Ok, so, it’s been a little over two weeks since my operation. Things are going really well. The wounds are healing nicely, no dramas there this time, thankfully! I have seen my GP and he is really happy with how things are going, which is great, and I see the surgeon in Canberra in a couple of weeks! I have had no issues with food getting stuck or anything like that at all! I have been able to eat foods that I haven’t been able to eat for 4+ years! Food like weetbix, spaghetti bolognese, chunks of beef, lamb chops, croissant, 2 min noodles, crumpets, sandwiches and much more!
It is so amazing and so liberating to know I don’t have to pre-plan food all the time. I don’t have to worry about where I might be at meal times to make sure there is something I can eat without it turning into a drama of food getting stuck and having to bring it back up again. Last weekend was my Niece’s 3rd birthday and to be able to sit around the table with my family and simply be able to eat what everyone else was eating and join in the fun was so amazing! Food doesn’t have to be in the back of my mind ALL the time anymore!

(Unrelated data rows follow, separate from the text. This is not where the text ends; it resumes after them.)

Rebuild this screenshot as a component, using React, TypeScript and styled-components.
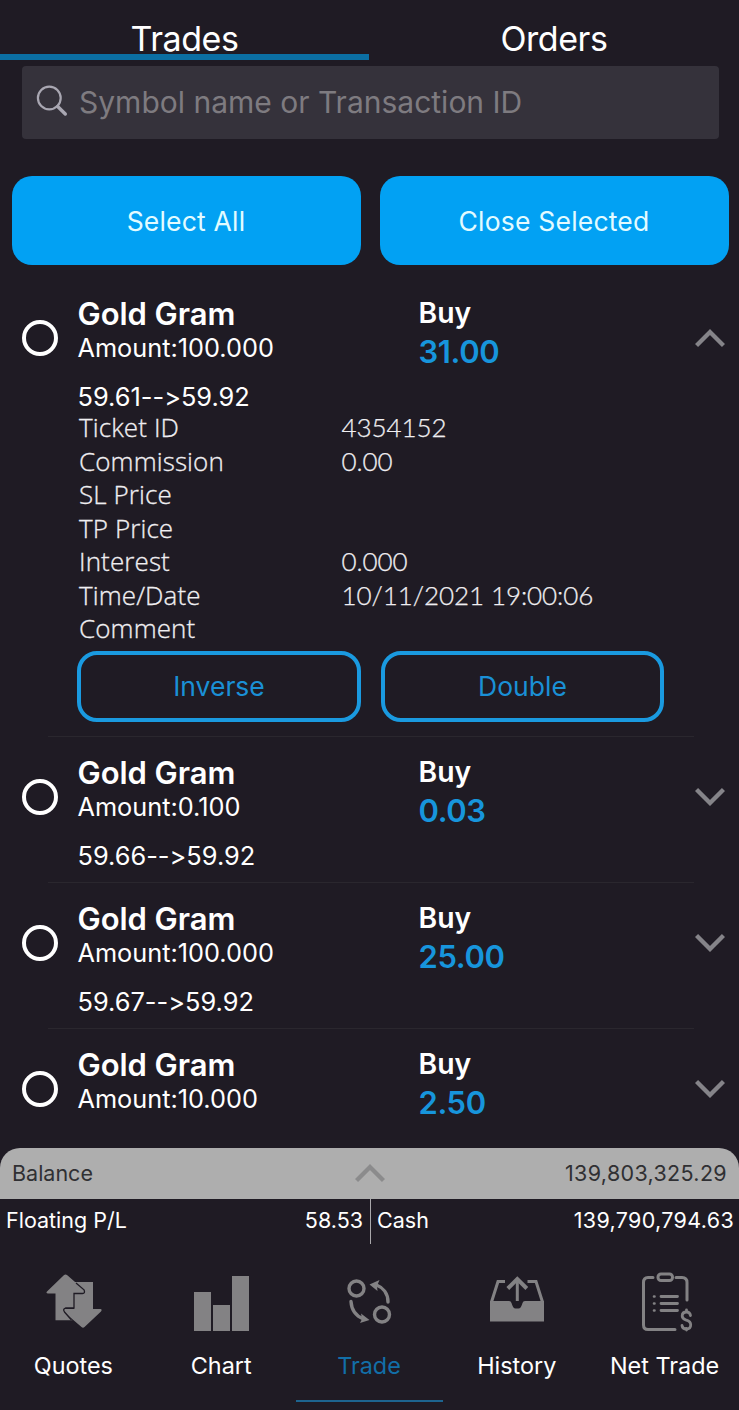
import React from "react";
import styled, { createGlobalStyle } from "styled-components";

const GlobalStyle = createGlobalStyle`
  * { box-sizing: border-box; }
  body {
    margin: 0;
    background: #1f1b24;
    color: #fff;
    font-family: Inter, "Liberation Sans", sans-serif;
    font-feature-settings: "calt" 0;
  }
  button { font: inherit; color: inherit; background: none; border: 0; padding: 0; margin: 0; }
`;

const Screen = styled.div`
  width: 739px;
  height: 1410px;
  display: flex;
  flex-direction: column;
  overflow: hidden;
  white-space: nowrap;
`;

const Tabs = styled.nav`
  display: grid;
  grid-template-columns: 369px 370px;
  height: 60px;
`;

const Tab = styled.button<{ $active?: boolean }>`
  display: flex;
  justify-content: center;
  height: 60px;
  padding-top: 19px;
  border-bottom: 6px solid ${(p) => (p.$active ? "#0b6fa3" : "transparent")};
  font-size: 34px;
  line-height: 39px;
  letter-spacing: -0.45px;
`;

const SearchBox = styled.label`
  display: flex;
  align-items: center;
  gap: 10px;
  height: 73px;
  margin: 6px 20px 0 22px;
  padding: 0 0 2px 14px;
  border-radius: 4px;
  background: #35323b;
  color: #7e7b80;
  font-size: 30px;
  line-height: 40px;
`;

const BulkActions = styled.div`
  display: grid;
  grid-template-columns: 349px 349px;
  gap: 19px;
  margin: 37px 0 13px 12px;
`;

const BulkButton = styled.button`
  height: 89px;
  padding-right: 1px;
  border-radius: 20px;
  background: #02a1f3;
  color: #e2fbff;
  font-size: 26.5px;
  letter-spacing: 0.2px;
`;

const TradeList = styled.main`
  height: 870px;
  overflow: hidden;
`;

const TradeRow = styled.article`
  display: grid;
  grid-template-columns: 78px 341px 1fr 59px;
  height: 134px;
`;

const TradeItem = styled.section`
  padding-bottom: 12px;
  background: linear-gradient(#2a272e, #2a272e) 48px 100% / 646px 1px no-repeat;
`;

const Radio = styled.span`
  width: 36px;
  height: 36px;
  margin: 42px 0 0 21.5px;
  border: 4px solid #fff;
  border-radius: 50%;
`;

const Title = styled.div`
  margin: 16px 0 0 -0.5px;
  font-size: 31px;
  font-weight: 600;
  line-height: 40px;
  letter-spacing: -0.05px;
`;

const Amount = styled.div`
  margin-left: -0.5px;
  font-size: 25.3px;
  line-height: 28px;
`;

const PriceMove = styled.div`
  margin: 21px 0 0 -0.5px;
  font-size: 25.4px;
  line-height: 28px;
`;

const Side = styled.div`
  margin: 16px 0 0 -0.5px;
  font-size: 28.3px;
  font-weight: 600;
  line-height: 38px;
`;

const Profit = styled.div`
  margin-left: -0.5px;
  font-size: 31px;
  font-weight: 600;
  line-height: 40px;
  letter-spacing: -0.4px;
  color: #1795dc;
`;

const ChevronBox = styled.div`
  padding: 50px 0 0 15px;
  height: 80px;
`;

const Details = styled.dl`
  display: grid;
  grid-template-columns: 262.5px 1fr;
  grid-auto-rows: 33.5px;
  margin: 0 0 0 79px;
  height: 238.5px;
`;

const DetailLabel = styled.dt`
  font: 300 26px/30px "Open Sans", "Noto Sans", sans-serif;
  letter-spacing: 0.1px;
  color: #f0eff2;
  -webkit-text-stroke: 0.3px #f0eff2;
`;

const DetailValue = styled.dd`
  margin: 0;
  font: 300 26px/30px Lato, "Noto Sans", sans-serif;
  letter-spacing: -0.08px;
  color: #f0eff2;
  -webkit-text-stroke: 0.25px #f0eff2;
`;

const RowActions = styled.div`
  display: grid;
  grid-template-columns: 284px 283px;
  gap: 20px;
  margin: 0 0 3.5px 77px;
`;

const OutlineButton = styled.button`
  height: 71px;
  border: 4px solid #1a9ae0;
  border-radius: 20px;
  color: #1a90d6;
  font-size: 26.5px;
`;

const Footer = styled.footer`
  flex: 1;
`;

const BalanceBar = styled.div`
  display: grid;
  grid-template-columns: 1fr 30px 1fr;
  align-items: center;
  height: 51px;
  padding: 0 12px 2px;
  border-radius: 20px 20px 0 0;
  background: #aeaeae;
  color: #303033;
  font-size: 21.5px;
`;

const Total = styled.span`
  text-align: right;
  letter-spacing: 0.33px;
`;

const Summary = styled.div`
  display: grid;
  grid-template-columns: 371px 368px;
  height: 45px;
  font-size: 21.5px;
  line-height: 42px;
`;

const SummaryCell = styled.div<{ $divided?: boolean }>`
  display: flex;
  justify-content: space-between;
  padding: 0 ${(p) => (p.$divided ? 7 : 5)}px 0 6px;
  border-right: ${(p) => (p.$divided ? "1px solid #a9a8ab" : "0")};
`;

const BottomNav = styled.nav`
  display: grid;
  grid-template-columns: repeat(5, 1fr);
  height: 158px;
`;

const NavItem = styled.button<{ $active?: boolean }>`
  display: flex;
  flex-direction: column;
  align-items: center;
  padding: 27px 1px 0 0;
  border-bottom: 2px solid ${(p) => (p.$active ? "#1d648f" : "transparent")};
  color: ${(p) => (p.$active ? "#126fa8" : "#fff")};
  font-size: 23.4px;
  line-height: 30px;

  svg { display: block; margin-bottom: 16px; }
`;

const SearchIcon = () => (
  <svg width="33" height="33" viewBox="0 0 33 33" fill="none" stroke="#a9a7b2" strokeLinecap="round">
    <circle cx="13.3" cy="13" r="11.4" strokeWidth="2.2" />
    <path d="M21.7 21.5 29.3 29" strokeWidth="3.4" />
  </svg>
);

const Chevron = ({ up, color = "#858489" }: { up?: boolean; color?: string }) => (
  <svg width="30" height="20" viewBox="0 0 30 20" fill="none" stroke={color} strokeWidth="4.4">
    <path d={up ? "M1.5 17.5 15 4 28.5 17.5" : "M1.5 2.5 15 16 28.5 2.5"} />
  </svg>
);

const GREY = "#838284";

const QuotesIcon = () => (
  <svg width="64" height="64" viewBox="-1 0 64 64" fill={GREY}>
    <path d="M32 11H51V38H58.5Q60.5 38.5 59 40.5L42.500 56Q41 57.3 39.5 56L22 41Q20.5 38 23 38H32Z" />
    <path d="M5 20.5 21.8 4.3Q23.5 2.8 25.3 4.3L42 18.8Q43.5 22.5 40.5 22.5H32V37H23.5Q20.5 38 22.5 41L30.5 49.3H13.5V22.5H6Q3.5 22 5 20.5Z" />
    <path
      d="M34 12 42 18.8Q43.5 22.5 40.5 22.5H32V37H23.5Q20.5 38 22.5 41L29.5 49"
      fill="none"
      stroke="#1f1b24"
      strokeWidth="1.3"
    />
  </svg>
);

const ChartIcon = () => (
  <svg width="64" height="64" viewBox="0 0 64 64" fill={GREY}>
    <path d="M5 21h17v39H5zM24 34h17v26H24zM43 5h17v55H43z" />
  </svg>
);

const TradeIcon = () => (
  <svg width="64" height="64" viewBox="0.5 0 64 64" fill="none" stroke={GREY} strokeWidth="3.4">
    <circle cx="20" cy="17.5" r="7.5" />
    <circle cx="45.5" cy="43.5" r="7.5" />
    <path d="M14.5 30.5C15 39 19.5 45 27 48" strokeLinecap="round" />
    <path d="M51.5 31C51.5 22.5 46.5 16.5 40 14" strokeLinecap="round" />
    <path d="m24.5 42.5 8.5 6.5-9.5 3 2-4z" fill={GREY} stroke="none" />
    <path d="m43 9-10 4.500L41 20l-.5-5z" fill={GREY} stroke="none" />
  </svg>
);

const HistoryIcon = () => (
  <svg width="64" height="64" viewBox="0.5 0 64 64" fill="none" stroke={GREY}>
    <path d="M5.5 30h19q2 0 2.5 2 1.5 5.5 4 5.5h3q2.5 0 4-5.5.5-2 2.5-2h19V50.500h-54z" fill={GREY} stroke="none" />
    <path d="M7 31 13.5 10.5h7M43 10.5h8.5L58 31" strokeWidth="3" />
    <path d="M32.8 30V8" strokeWidth="3" />
    <path d="m23.3 17.5 9.5-9.5 9.500 9.5" strokeWidth="4" />
  </svg>
);

const NetTradeIcon = () => (
  <svg width="64" height="64" viewBox="0 0 64 64" fill="none" stroke={GREY} strokeWidth="3" strokeLinecap="round">
    <path d="M20 6.500h-5q-4.500 0-4.500 5v42.500q0 4.500 4.500 4.500h27" />
    <rect x="25" y="3" width="14.500" height="6.500" rx="3" />
    <path d="M43 6.500h6q5 0 5 5v17.500" />
    <path d="M28 25.500h16.500M28 32.500h16.500M28 39.500h16.500" strokeWidth="2.800" />
    <path d="M21 25.500h.5M21 32.500h.5M21 39.500h.5" strokeWidth="2.600" />
    <path d="M57.500 44.500q-.5-3.500-4-3.500-4.300 0-4.300 4 0 2.700 4.200 4.200 4.300 1.300 4.300 4.500 0 4.300-4.300 4.300-4 0-4.400-3.500M53.500 39v2M53.500 57.500v1.500" strokeWidth="2.800" />
  </svg>
);

const details = [
  ["Ticket ID", "4354152"],
  ["Commission", "0.00"],
  ["SL Price", ""],
  ["TP Price", ""],
  ["Interest", "0.000"],
  ["Time/Date", "10/11/2021 19:00:06"],
  ["Comment", ""],
];

const trades = [
  { amount: "100.000", move: "59.61-->59.92", profit: "31.00", open: true },
  { amount: "0.100", move: "59.66-->59.92", profit: "0.03" },
  { amount: "100.000", move: "59.67-->59.92", profit: "25.00" },
  { amount: "10.000", move: "", profit: "2.50" },
];

const navItems = [
  { label: "Quotes", Icon: QuotesIcon },
  { label: "Chart", Icon: ChartIcon },
  { label: "Trade", Icon: TradeIcon, active: true },
  { label: "History", Icon: HistoryIcon },
  { label: "Net Trade", Icon: NetTradeIcon },
];

export default function App() {
  return (
    <Screen>
      <GlobalStyle />
      <Tabs>
        <Tab $active>Trades</Tab>
        <Tab>Orders</Tab>
      </Tabs>
      <SearchBox>
        <SearchIcon />
        <span>Symbol name or Transaction ID</span>
      </SearchBox>
      <BulkActions>
        <BulkButton>Select All</BulkButton>
        <BulkButton>Close Selected</BulkButton>
      </BulkActions>
      <TradeList>
        {trades.map((t, i) => (
          <TradeItem key={i}>
            <TradeRow>
              <Radio />
              <div>
                <Title>Gold Gram</Title>
                <Amount>Amount:{t.amount}</Amount>
                <PriceMove>{t.move}</PriceMove>
              </div>
              <div>
                <Side>Buy</Side>
                <Profit>{t.profit}</Profit>
              </div>
              <ChevronBox>
                <Chevron up={t.open} />
              </ChevronBox>
            </TradeRow>
            {t.open && (
              <>
                <Details>
                  {details.map(([label, value]) => (
                    <React.Fragment key={label}>
                      <DetailLabel>{label}</DetailLabel>
                      <DetailValue>{value}</DetailValue>
                    </React.Fragment>
                  ))}
                </Details>
                <RowActions>
                  <OutlineButton>Inverse</OutlineButton>
                  <OutlineButton>Double</OutlineButton>
                </RowActions>
              </>
            )}
          </TradeItem>
        ))}
      </TradeList>
      <Footer>
        <BalanceBar>
          <span>Balance</span>
          <Chevron up color="#8b8b8c" />
          <Total>139,803,325.29</Total>
        </BalanceBar>
        <Summary>
          <SummaryCell $divided>
            <span>Floating P/L</span>
            <span>58.53</span>
          </SummaryCell>
          <SummaryCell>
            <span>Cash</span>
            <Total>139,790,794.63</Total>
          </SummaryCell>
        </Summary>
        <BottomNav>
          {navItems.map(({ label, Icon, active }) => (
            <NavItem key={label} $active={active}>
              <Icon />
              {label}
            </NavItem>
          ))}
        </BottomNav>
      </Footer>
    </Screen>
  );
}
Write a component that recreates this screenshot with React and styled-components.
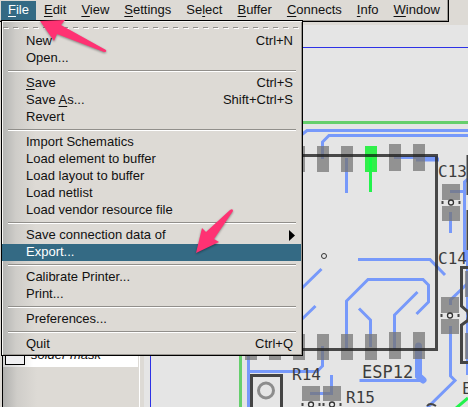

I don’t know if anyone else will really understand really how big the load is that has been lifted. I don’t know how anyone else could understand it, as they didn’t live with it each day, so I get it if this all sounds a little silly – yes it is odd for someone to be excited about the fact that she ate a sandwich!
As expected, I have put on a little weight. Only a little over a kilo, which I am quite ok with as I was expecting that once I went off the shakes and was eating real food again that some weight would come back on. I also have not been overly strict with myself when it comes to what I have been eating – I’ve been a little too excited about the freedom I now have being able to eat like everyone else to bog myself down too much worrying about calories. That being said I have had a big struggle to keep myself from just going crazy. I haven’t wanted to undo all the hard work I did pre-surgery either. It’s been tough and I’ve had to reign myself in a few times, but it is all a learning experience and is part of me forming new habits towards gaining the life I want going forward. It’s all part of the process.
The hardest part of the recovery has actually been mentally and emotionally. For a good number of days I felt like my emotions were just everywhere. I was up and down like a yo-yo some days. I think part of it was just the anesthetic going through my system [which apparently takes a few months for it to be totally out of your system], but I think the biggest part has been coming down out of the months and months – actually years – of lead up. All the tests and Doctors appointments, finding someone who would help me, wondering if the whole thing was just in my head, then struggling multiple times every day hoping and praying the next mouthful wouldn’t get stuck. Then of course there was all the psychological work I was doing trying to change the way I think about and use food, then there was the weeks of protein shakes only and the nerves that come with waiting and preparing for surgery – OH plus the possible problem with my gall bladder. It has been a LOT to deal with, so now that it is all over [well a lot of it is over] it stands to reason that things would be a little rough emotionally as I adjust to the new reality of my life, right?
None of this is aided by the fact that I have been so tired for the last two weeks. In fact, the last 3 or so days my level of energy has dropped dramatically. I have been utterly exhausted. Yesterday, I woke up at about 8am and was back in bed by 9am and slept for a good few hours. This tiredness and now exhaustion has resulted in terrible concentration. I can’t do puzzles, I can’t read, I can’t do anything for more than 5 mins at a time – including writing this post – it has taken me all day to write in intervals of moments of concentration. I was hoping to be able to be getting back into blogging everyday, reading some books recommended to me by my Psychologist, designing and starting to work with a pretty fab US designer. At this point I’m hoping I can kick myself into gear next week! Here’s hoping! It doesn’t help that sitting up at a desk or table hurts my wounds. Slouching in front of the TV however, does not… hmmm
So that’s where I’m at. That’s what I have been up to. Things are going really well physically, but each day is unpredictable emotionally – oh and did I mention how tired I am? [I think I might have]. I can’t wait for life to go back to normal a bit more, to see some friends, to have visitors and join the human race once more!
I’d like to say thanks again to everyone who has sent good wishes and lovely thoughts via all the different kinds of social media. It have meant a lot! Hugs to you all!